In co-writing the song with Berg, Alice Randall became the second African-American woman to write a number-one country hit.

==Content==
The song tells the story of a young woman who has huge dreams and ambitions, but also discusses how she works hard and is a simple American girl who "signs her letters with XXX's and OOO's". She dreams of becoming successful in a man's world, citing her father as an example. The chorus verifies how the woman is a simple American girl. In the song, there are references to R&B/soul singer Aretha Franklin and country singer Patsy Cline. The song was also the theme to a television pilot titled XXX's and OOO's, which was pitched to CBS in late 1994.

==Personnel==
All credits are adapted from the liner notes of Thinkin' About You.
- Eddie Bayers – drums
- Paul Franklin – steel guitar
- Rob Hajacos – fiddle
- Brent Mason – electric guitar
- Steve Nathan – organ
- Dave Pomeroy – bass guitar
- Kim Richey – backing vocals
- Harry Stinson – backing vocals
- Billy Joe Walker Jr. – acoustic guitar

==Critical reception==
Deborah Evans Price, of Billboard magazine reviewed the song unfavorably, saying that the song is obviously supposed to mean something, "with its rapid-fire scheme and assertive-woman references." She goes on to say that the song ends up "sounding like exactly what it is - the theme to a bad television show."

==Charts==
"XXX's and OOO's (An American Girl)" debuted at number 73 on the U.S. Billboard Hot Country Singles & Tracks chart for the week of July 9, 1994.

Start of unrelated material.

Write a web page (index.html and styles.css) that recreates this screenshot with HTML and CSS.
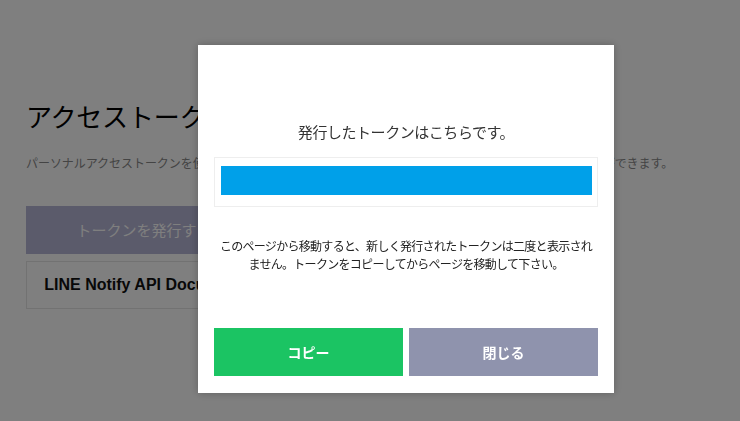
FILE: index.html
```html
<!doctype html>
<html lang="ja">
<head>
<meta charset="utf-8">
<title>LINE Notify - マイページ</title>
<link rel="stylesheet" href="styles.css">
</head>
<body>
<div class="page">
    <h1 class="title">アクセストークン</h1>
    <p class="desc">パーソナルアクセストークンを使用すると、Webhookの設定をせずに自分やグループ宛てに通知を送ることができます。</p>
    <a href="javascript:;" class="btn btn-issue">トークンを発行する</a>
    <a href="javascript:;" class="btn btn-doc">LINE Notify API Document</a>
</div>

<div class="mask">
    <div class="dialog">
        <p class="dialog-title">発行したトークンはこちらです。</p>
        <div class="token-box">
            <div class="token"></div>
        </div>
        <p class="notice">このページから移動すると、新しく発行されたトークンは二度と表示され<br>ません。トークンをコピーしてからページを移動して下さい。</p>
        <div class="dialog-btns">
            <a href="javascript:;" class="dbtn dbtn-copy">コピー</a>
            <a href="javascript:;" class="dbtn dbtn-close">閉じる</a>
        </div>
    </div>
</div>
</body>
</html>
```

FILE: styles.css
```css
*{margin:0;padding:0;box-sizing:border-box;}
html,body{height:100%;}
body{background:#fff;font-family:"Noto Sans CJK JP","Liberation Sans",sans-serif;color:#000;}
a{text-decoration:none;}

.page{padding:99px 0 0 26px;}
.title{font-size:26px;font-weight:normal;line-height:34px;color:#000;letter-spacing:-0.2px;}
.desc{font-size:12px;line-height:18px;color:#888;margin-top:21px;letter-spacing:-0.05px;}
.btn{display:block;width:236px;height:48px;line-height:48px;text-align:center;}
.btn-issue{margin-top:34px;background:#b6b6d6;color:#fff;font-size:15px;}
.btn-doc{margin-top:7px;border:1px solid #e4e4e4;color:#111;font:bold 16px "Liberation Sans",Arial,sans-serif;line-height:46px;}

.mask{position:fixed;top:0;left:0;right:0;bottom:0;background:rgba(0,0,0,.5);padding:45px 0 0 198px;}
.dialog{width:416px;background:#fff;padding:77px 16px 17px;box-shadow:0 0 8px rgba(0,0,0,.25);}
.dialog-title{font-size:15px;line-height:20px;text-align:center;color:#333;letter-spacing:-0.45px;}
.token-box{margin-top:15px;height:50px;border:1px solid #eee;padding:8px 5px 11px 6px;}
.token{height:29px;background:#00a0e9;}
.notice{margin-top:30px;font-size:12px;line-height:18px;text-align:center;color:#222;letter-spacing:-0.7px;}
.dialog-btns{display:flex;gap:6px;margin-top:55px;}
.dbtn{flex:1;height:48px;line-height:48px;text-align:center;color:#fff;font-size:14px;font-weight:bold;}
.dbtn-copy{background:#1bc463;}
.dbtn-close{background:#8f93ad;}
```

| Chart (1994) | Peak position |
|---|---|
| Canada Country Tracks (RPM) | 1 |
| US Bubbling Under Hot 100 (Billboard) | 14 |
| US Hot Country Songs (Billboard) | 1 |

===Year-end charts===

| Chart (1994) | Position |
|---|---|
| Canada Country Tracks (RPM) | 70 |
| US Country Songs (Billboard) | 6 |

== Certifications ==

| Region | Certification | Certified units/sales |
| United States (RIAA) | Gold | 500,000^{‡} |
^{‡} Sales+streaming figures based on certification alone.